I think this is instructive for us in the Christian life. All too often we go searching for spiritual highs that give us a quick boost, so that we can ecstatic, overjoyed, stoked. I remember going to Happening, a youth renewal retreat, as a high schooler. I got home from the retreat on Sunday evening and I was on fire for Jesus. By Monday, the glow had worn off and by Tuesday everything had gone back to “normal.” I see this all the time in the church. We had a good retreat at Camp Allen once, we really felt close to Jesus there, and we keep trying to recapture the magic of that moment. And it always disappoints us because that moment cannot be recreated. We can feel the bishop’s hands on our heads when we’re confirmed on a Sunday morning, but the feeling evaporates by the time the first work email hits your inbox on Monday morning. We start at overjoyed and we don’t even stop at content or well pleased in our plummet downward. Oh no, we go straight down to disappointed. The sugar high becomes a sugar hangover. So we go searching for more cake and more punch, but only because we want to fill that gaping hole with frosting and butter, counting on the sugar high to keep us going. This is not a sustainable model for discipleship. You will get burned out and disillusioned if all you ever do is go chasing that magical moment, thinking that maybe if you do it just right, then you’ll hear God’s voice. We have to find a way to sustain ourselves for the long haul. In other words, we need to unlearn the quick fix, and we have to relearn how to follow. We need to find a way to be well pleased.

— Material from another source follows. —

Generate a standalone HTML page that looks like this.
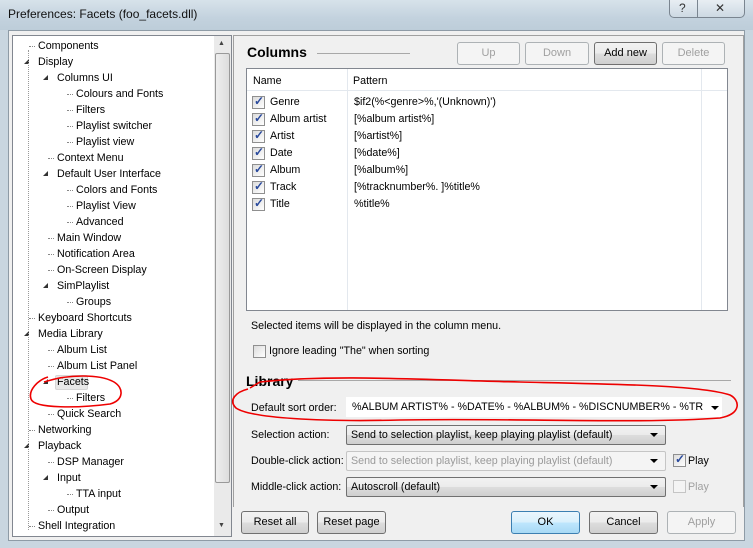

We didn’t hear it in today’s gospel lesson, but immediately after Jesus is baptized, the Spirit leads him into the wilderness to be tempted by the devil. And you thought you’ve been on a spiritual rollercoaster. But where we might feel defeated because a spiritual low comes after a spiritual high, Jesus takes it all in stride. What we see in the experience of Jesus – from the high of his baptism to the low of his temptation – is the example of how to live for the long haul. How to be well pleased.

To live for the long haul with God, to be a disciple, we must pray. We don’t only pray when times are good or when times are bad. Don’t treat prayer to God as your lifeboat in despair. Don’t treat prayer to God as your cake and punch. I believe that the humdrum prayers on humdrum days are what actually sustain us for the long haul. We learn this from the life of Jesus. All throughout the gospels, Jesus is withdrawing to find a quiet place of prayer. For the Christian, prayer must be a daily practice. Carve out the time, day by day, to offer yourself in prayer.

And I won’t buy it that you’re too busy to pray. You’re too busy not to pray. I know that your lives can be so hectic, so frenetic, so crammed with work and kids and family and worry that you need, you need to pray. For the long haul, you need to open yourself to that voice that speaks to you everyday, “you are my beloved, and with you I am well pleased.”

For the long haul of discipleship, you will also need community. Christian community. You will need each other. Notice, that Jesus does not baptize himself. John baptizes him. Even during his temptation in the wilderness, the angels wait on Jesus. And in just the next chapter, right at the beginning of his ministry, Jesus will call Peter, Andrew, James, and John to minister with him. Do not be so presumptuous as to think that you can be a disciple by yourself. You can’t. And it’s not just about you. Other people need you to help them in their discipleship. Think about that for a moment, other people in this church depend on you to know and to follow Jesus. That’s why being in church is so critical to our spiritual lives. It’s because we need each other to help us follow Jesus in the rollercoaster of life. We need each other for shoulders to cry on, for friends to rejoice with, and to have brothers and sisters to pray for us. By being in community with each other – studying the bible together, learning together, sharing our lives – we will hear that voice, “you are my beloved, with you I am well pleased.” For the long haul with Jesus, we need each other. We need each other to be well pleased, so that we don’t go bouncing around from spiritual high to spiritual low.

In just a few minutes, we are all going to reaffirm our own baptismal promises. And the first promise we make is to “follow in the apostles’ teaching and fellowship, in the breaking of bread, and in the prayers.” Consider my sermon a commentary on that promise. And if they ever let me revise the Prayer Book, that question will simply read, “will you go to church?” 

When Jesus is baptized in the River Jordan, it is the inauguration of his ministry. So too your baptism, the promises you made, were the beginning of your Christian life. It was then and there that you promised to pray, to be in church, and to share in this life of discipleship with your brothers and sisters in Jesus. When you choose to live that kind of life, you will be well pleased in your relationship with Jesus.

And now we are going to baptize Bowen and Sawyer. Through the ups and downs and the humdrum moments of their lives, they will need prayer, they will need you, and they will need each other, they will need the Church for the long haul. They will need to hear your voice tell them that God is well pleased with them. Yes, every baptism is a joy, every baptism is a blessing, and yes, we are going to break out the cake and the punch. But the water will dry off. The spiritual high won’t last for ever, it might not even last till the end of the day.

But your goal isn’t to live with Jesus until the end of the day. Your goal is to live with Jesus until the end of your life.